30. With regard to AG140 we note that there was sale locally by AOC in Assam to dealers and to Shell between 1-10-1975 and 24-1-1976 and after that date to BPC, the successor Government company. There was no sale to Castrol between 1-10-1975 and 15-12-1977. The sale of the product in Assam was regulated by the Ministry's circulars according to which surcharges were realised from the buyers. The appellants collected excise duty on the surcharge.

31. Nearly 95% of AG 140 was sold to Shell/BPC under an agreement at negotiated prices. Therefore, in the peculiar facts and circumstances of this case we hold that there were two categories of wholesale buyers one being the participating marketing companies (Burmah Shell and BPC) and the other being the wholesale dealers in Assam Territory'. The assessable values, therefore, could be different between the two classes.

32. In these circumstances we hold that for the periods after 1-10-1975 show cause notices No. 11017 (Appeal No. 529/81-A) and 11019 (Appeal No. 532/81-A) dated 13-9-1976 and show cause notices No. 866 (Appeal No. 530/81-A) and 869 (Appeal No. 1028/81-A) dated 17-1-1980 are not sustainable on merits. The demands in Appeal Nos. 529/81-A (Show cause notice No. 11017) and No. 532/81-A (Show cause notice No. 11019) are not hit by time-bar, but are vacated on merits.

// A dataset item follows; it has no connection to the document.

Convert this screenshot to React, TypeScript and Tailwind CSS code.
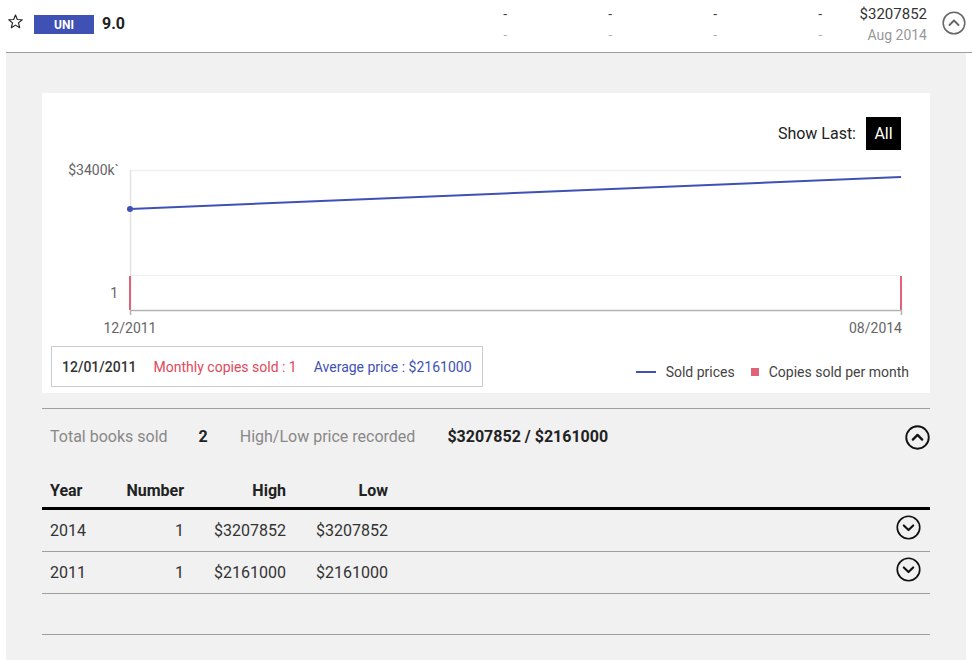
import React from "react";

function CircleChevron({ up, color = "#111", size = 24, stroke = 1.8 }: { up?: boolean; color?: string; size?: number; stroke?: number }) {
  return (
    <svg width={size} height={size} viewBox="0 0 24 24" fill="none">
      <circle cx="12" cy="12" r="10.8" stroke={color} strokeWidth={stroke} />
      {up ? (
        <path d="M7.5 14 L12 9.5 L16.5 14" stroke={color} strokeWidth={stroke + 0.4} strokeLinecap="round" strokeLinejoin="round" />
      ) : (
        <path d="M7.5 10 L12 14.5 L16.5 10" stroke={color} strokeWidth={stroke + 0.4} strokeLinecap="round" strokeLinejoin="round" />
      )}
    </svg>
  );
}

function Star() {
  return (
    <svg width="17" height="17" viewBox="0 0 24 24" fill="none">
      <path
        d="M12 2.8 L14.6 9.2 L21.5 9.6 L16.2 14 L17.9 20.8 L12 17.1 L6.1 20.8 L7.8 14 L2.5 9.6 L9.4 9.2 Z"
        stroke="#222"
        strokeWidth="1.6"
        strokeLinejoin="round"
      />
    </svg>
  );
}

function Chart() {
  return (
    <svg width="888" height="185" viewBox="0 0 888 185" className="block">
      <g fontFamily="Roboto, 'Liberation Sans', sans-serif" fontSize="14" fill="#666">
        <line x1="88" y1="15.5" x2="859" y2="15.5" stroke="#f0f0f0" strokeWidth="1.5" />
        <line x1="88" y1="120.5" x2="859" y2="120.5" stroke="#f0f0f0" strokeWidth="1" />
        <line x1="88.5" y1="15" x2="88.5" y2="155" stroke="#e2e2e2" strokeWidth="1.5" />
        <line x1="88" y1="54" x2="859" y2="22" stroke="#3f51b5" strokeWidth="2" />
        <circle cx="88" cy="54" r="3" fill="#3f51b5" />
        <line x1="88" y1="121" x2="88" y2="155" stroke="#e06377" strokeWidth="2" />
        <line x1="859" y1="121" x2="859" y2="155" stroke="#e06377" strokeWidth="2" />
        <line x1="88" y1="155.5" x2="860" y2="155.5" stroke="#b3b3b3" strokeWidth="1.5" />
        <line x1="88.5" y1="155" x2="88.5" y2="160" stroke="#b3b3b3" strokeWidth="1.5" />
        <line x1="859.5" y1="155" x2="859.5" y2="160" stroke="#b3b3b3" strokeWidth="1.5" />
        <text x="77" y="20" textAnchor="end">$3400k`</text>
        <text x="76" y="143" textAnchor="end">1</text>
        <text x="88" y="178" textAnchor="middle">12/2011</text>
        <text x="860" y="178" textAnchor="end">08/2014</text>
      </g>
    </svg>
  );
}

export default function App() {
  const font = { fontFamily: "Roboto, 'Liberation Sans', sans-serif" };
  return (
    <div className="w-[972px] h-[660px] bg-white overflow-hidden" style={font}>
      <div className="ml-[6px] w-[966px]">
        {/* Header */}
        <div className="h-[53px] flex items-start border-b-[1.5px] border-[#9e9e9e]">
          <div className="pt-[13px] pl-[1px]">
            <Star />
          </div>
          <div className="ml-[10px] mt-[15px] w-[60px] h-[19px] bg-[#3f51b5] text-white text-[12px] font-bold flex items-center justify-center">
            UNI
          </div>
          <div className="ml-[8px] mt-[14px] text-[16px] font-bold text-[#222] leading-[20px]">9.0</div>
          <div className="ml-auto flex pt-[4px]">
            {["-", "-", "-", "-"].map((d, i) => (
              <div key={i} className="w-[105px] text-right">
                <div className="text-[14px] text-[#444] leading-[20px]">{d}</div>
                <div className="text-[13px] text-[#aaa] leading-[22px]">{d}</div>
              </div>
            ))}
            <div className="w-[105px] text-right">
              <div className="text-[15px] text-[#333] leading-[20px]">$3207852</div>
              <div className="text-[14px] text-[#999] leading-[22px]">Aug 2014</div>
            </div>
          </div>
          <div className="ml-[15px] mr-[6px] mt-[11px]">
            <CircleChevron up color="#666" size={24} stroke={1.5} />
          </div>
        </div>

        {/* Gray panel */}
        <div className="w-[960px] h-[607px] bg-[#f1f1f1] pt-[40px] px-[36px]">
          {/* Card */}
          <div className="bg-white h-[300px] flex flex-col">
            <div className="flex justify-end items-center pt-[24px] pr-[29px]">
              <span className="text-[16px] text-[#222] mr-[10px]">Show Last:</span>
              <span className="bg-black text-white text-[16px] w-[35px] h-[33px] flex items-center justify-center">All</span>
            </div>
            <div className="mt-[5px]">
              <Chart />
            </div>
            <div className="flex items-center justify-between pl-[9px] pr-[21px] mt-[6px]">
              <div className="border border-[#cccccc] h-[41px] px-[10px] pt-[1px] flex items-center gap-[17px] text-[14px]">
                <span className="text-[#333] font-medium">12/01/2011</span>
                <span className="text-[#e0495a]">Monthly copies sold : 1</span>
                <span className="text-[#3f51b5]">Average price : $2161000</span>
              </div>
              <div className="flex items-center text-[14px] text-[#444] mt-[11px]">
                <span className="w-[20px] h-[2px] bg-[#3f51b5] mr-[10px]" />
                <span>Sold prices</span>
                <span className="w-[8px] h-[8px] bg-[#e06377] ml-[16px] mr-[10px]" />
                <span>Copies sold per month</span>
              </div>
            </div>
          </div>

          {/* Summary */}
          <div className="mt-[15px] border-t-[1.5px] border-[#9e9e9e] h-[56px] flex items-center px-[8px] pt-[1px] text-[16px]">
            <span className="text-[#888]">Total books sold</span>
            <span className="text-[#222] font-bold ml-[31px]">2</span>
            <span className="text-[#888] ml-[32px]">High/Low price recorded</span>
            <span className="text-[#222] font-bold ml-[32px]">$3207852 / $2161000</span>
            <span className="ml-auto -mr-[8px]">
              <CircleChevron up color="#111" size={25} stroke={1.8} />
            </span>
          </div>

          {/* Table */}
          <div className="text-[16px]">
            <div className="flex items-center h-[46px] border-b-[3px] border-black font-bold text-[#222] px-[8px] pt-[10px]">
              <div className="w-[60px]">Year</div>
              <div className="w-[74px] text-right">Number</div>
              <div className="w-[102px] text-right">High</div>
              <div className="w-[102px] text-right">Low</div>
            </div>
            {[
              ["2014", "1", "$3207852", "$3207852"],
              ["2011", "1", "$2161000", "$2161000"],
            ].map((r, i) => (
              <div key={i} className="flex items-center h-[42px] border-b-[1.5px] border-[#9e9e9e] text-[#333] px-[8px]">
                <div className="w-[60px]">{r[0]}</div>
                <div className="w-[74px] text-right">{r[1]}</div>
                <div className="w-[102px] text-right">{r[2]}</div>
                <div className="w-[102px] text-right">{r[3]}</div>
                <div className="ml-auto -mt-[6px] mr-[1px]">
                  <CircleChevron color="#111" size={25} stroke={1.6} />
                </div>
              </div>
            ))}
            <div className="h-[41px] border-b-[1.5px] border-[#9e9e9e]" />
          </div>
        </div>
      </div>
    </div>
  );
}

The demands in Appeals No. 530/81-A (SCN No. 866) and No. 1028/81-A (SCN No. 869) are set aside both on merits and on time-bar.

33. The next item to be examined are the demands relating to clearance of BOC 400, BOC 250, AG 140 and AG(H) prior to 1-10-1975. The position with regard to these products during this period is that BOC 400 was sold exclusively to Castrol, and there was no local sales or sales to Burmah Shell. BOC 250 was sold exclusively to Shell and Castrol and not locally. AG 140 was sold to Shell and Castrol and also locally. AG(H) was sold to Shell and locally but not to Castrol. Where invoices were raised on Castrol for sales of BOC 250 and BOC 400 and AG 140, Castrol, not being a participating marketing company passed on to AOC surcharge and excise duty realised by them on further sales of products as the said company could not directly tender such surcharge and excise duty on surcharge in the Pool/Block Control account. AOC passed on the surcharge amount to the Pool Account but retained the excise duty element in a suspense account. But Shri Iyer stated that AOC is agreeable to pay to the Revenue the excise duty on surcharge relating to the impugned periods in respect of sales of BOC 400, BOC 250 and AG 140, without raising the question of time-bar.

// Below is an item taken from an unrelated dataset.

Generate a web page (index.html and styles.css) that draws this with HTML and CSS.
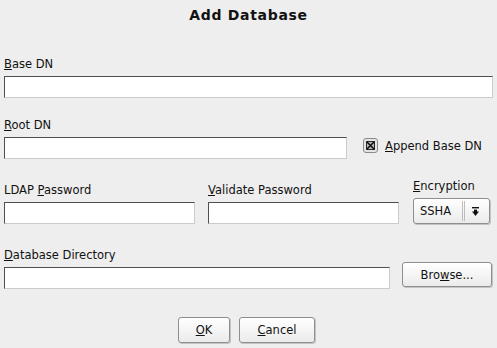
FILE: index.html
```html
<!DOCTYPE html>
<html lang="en">
<head>
    <meta charset="UTF-8">
    <title>Add Database</title>
    <link rel="stylesheet" href="styles.css">
</head>
<body>
<div class="dialog">
    <h1 class="title">Add Database</h1>

    <div class="row">
        <div class="field grow">
            <label><u>B</u>ase DN</label>
            <div class="entry"></div>
        </div>
    </div>

    <div class="row row-root">
        <div class="field root">
            <label><u>R</u>oot DN</label>
            <div class="entry"></div>
        </div>
        <div class="check">
            <svg class="box" width="15" height="15" viewBox="0 0 15 15">
                <rect x="0.5" y="0.5" width="14" height="14" rx="2.5" fill="#e4e4e4" stroke="#8a8a8a"/>
                <rect x="3.5" y="3.5" width="8" height="8" fill="#b8b8b8" stroke="#2a2a2a"/>
                <path d="M4 4 L11 11 M11 4 L4 11" stroke="#111" stroke-width="1.6"/>
            </svg>
            <span><u>A</u>ppend Base DN</span>
        </div>
    </div>

    <div class="row row-pass">
        <div class="field pass">
            <label>LDAP <u>P</u>assword</label>
            <div class="entry"></div>
        </div>
        <div class="field pass">
            <label><u>V</u>alidate Password</label>
            <div class="entry"></div>
        </div>
        <div class="field enc">
            <label><u>E</u>ncryption</label>
            <div class="btn combo">
                <span class="combo-text">SSHA</span>
                <span class="sep"></span>
                <svg class="arrow" width="7" height="9" viewBox="0 0 7 9">
                    <rect x="0" y="0" width="7" height="1.4" fill="#111"/>
                    <rect x="2" y="2.6" width="3" height="2.6" fill="#111"/>
                    <path d="M0 4.6 L7 4.6 L3.5 9 Z" fill="#111"/>
                </svg>
            </div>
        </div>
    </div>

    <div class="row row-dir">
        <div class="field dir">
            <label><u>D</u>atabase Directory</label>
            <div class="entry"></div>
        </div>
        <div class="btn browse">Bro<u>w</u>se...</div>
    </div>

    <div class="actions">
        <div class="btn ok"><u>O</u>K</div>
        <div class="btn cancel"><u>C</u>ancel</div>
    </div>
</div>
</body>
</html>
```
FILE: styles.css
```css
html, body {
    margin: 0;
    padding: 0;
    height: 100%;
}

body {
    background: #eeeeee;
    color: #111;
    font-family: "DejaVu Sans", sans-serif;
    font-size: 11.5px;
}

.dialog {
    padding: 0 4px;
}

.title {
    margin: 0;
    padding-top: 7px;
    height: 17px;
    line-height: 17px;
    text-align: center;
    font-size: 14px;
    font-weight: bold;
    letter-spacing: 0.7px;
}

.row {
    display: flex;
    align-items: flex-end;
    margin-top: 33px;
}

.field {
    display: flex;
    flex-direction: column;
}

.field label {
    line-height: 14px;
    height: 14px;
    margin-bottom: 5px;
}

.grow {
    flex: 1;
}

.entry {
    height: 20px;
    background: #fff;
    border-top: 1px solid #4f4f4f;
    border-left: 1px solid #4f4f4f;
    border-right: 1px solid #cbcbcb;
    border-bottom: 1px solid #cbcbcb;
}

.row-root {
    margin-top: 20px;
}

.root {
    width: 343px;
}

.check {
    display: flex;
    align-items: center;
    margin-left: 16px;
    margin-bottom: 6px;
}

.check .box {
    margin-right: 7px;
}

.row-pass {
    margin-top: 20px;
}

.pass {
    width: 191px;
    margin-right: 13px;
}

.pass + .pass {
    margin-right: 14px;
}

.btn {
    box-sizing: border-box;
    border: 1px solid #8e8e8e;
    border-radius: 3px;
    background: linear-gradient(#ffffff, #ebebeb);
    box-shadow: 1px 1px 0 #c4c4c4;
    display: flex;
    align-items: center;
    justify-content: center;
}

.combo {
    width: 77px;
    height: 26px;
    justify-content: flex-start;
    padding-left: 6px;
}

.combo-text {
    width: 42px;
}

.sep {
    width: 1px;
    height: 20px;
    border-left: 1px solid #bdbdbd;
    border-right: 1px solid #bdbdbd;
    margin-right: 7px;
}

.row-dir {
    margin-top: 24px;
}

.dir {
    width: 386px;
}

.browse {
    width: 90px;
    height: 25px;
    margin-left: 12px;
    margin-bottom: 2px;
}

.actions {
    display: flex;
    justify-content: center;
    margin-top: 28px;
    padding-right: 4px;
}

.ok {
    width: 52px;
    height: 26px;
}

.cancel {
    width: 76px;
    height: 26px;
    margin-left: 9px;
}
```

34. In so far as the sales of the product to Shell are concerned surcharge plus excise duty were realised on the further sales and were surrendered to the Block Control account. We note Shri Iyer's submissions that as the appellants are prepared to pay the excise duty element on surcharge on sales to Castrol, there shall be no loss of Revenue as Shell had already paid excise duty on surcharge to the Block Control Account of the Government and the balance of the demands related only to sales to Shell. Shell, who as a marketing company did not retain the surcharge and passed into Block Control Account. We note with favour the submission of Shri Iyer that any realisation of duty in respect of sales by AOC to Shell in respect of these products would amount to double collection of duty on the contribution towards excise duty on surcharge which is already with Government, in the Block Control Account. This position seems to have been accepted by the Government of India in their order-in-revision dated 12-6-1981 relating to sales of BOC 250 during the period 2-3-1974 to 31-3-1979.

35. We have already held in the peculiar circumstances of these matters, there were two different wholesale prices. If a product is capable of being sold at a higher price by the buyer, the assessable value cannot be increased unless the transaction is not at arms length and unless it is held that there was deliberate manipulation. In these matters no such findings can be arrived at. The Supreme Court in Bombay Tyres International - [1983 ELT 1896] (para 39) laid down that what is contained in the new Section 4 is only a more comprehensive and precise statement of what the law has always been under the old Section and, therefore, the first proviso to the new Section 4(1)(c) must be read into old Section 4(a). In 1978 ELT J 564, the Karnataka High Court held that the assessable value in major sales should not be disturbed by prices for small minority sales.

36. In this view we hold that the show cause notices for periods prior to 1-10-1975 are not valid. Appeal Nos. 527, 528 and 531/81-A (Show Cause Notice Nos. 11015, 11021 and 11013) are accordingly allowed on merits also. (Appeal No. 528/81-A is allowed on time-bar also and the two other appeals were given the benefit of time-bar to the relevant extent). The decision on the remaining appeals is contained in paras 25 and 26 supra.

37. As a result all the 7 appeals are allowed. The appellants are, however, directed to credit to the Central Excise Department whatever amounts were collected by AOC from Castrol as excise duty on surcharge relating to the clearances of the products BOC 400, AG 140 and BOC 250 without contesting the same on limitation.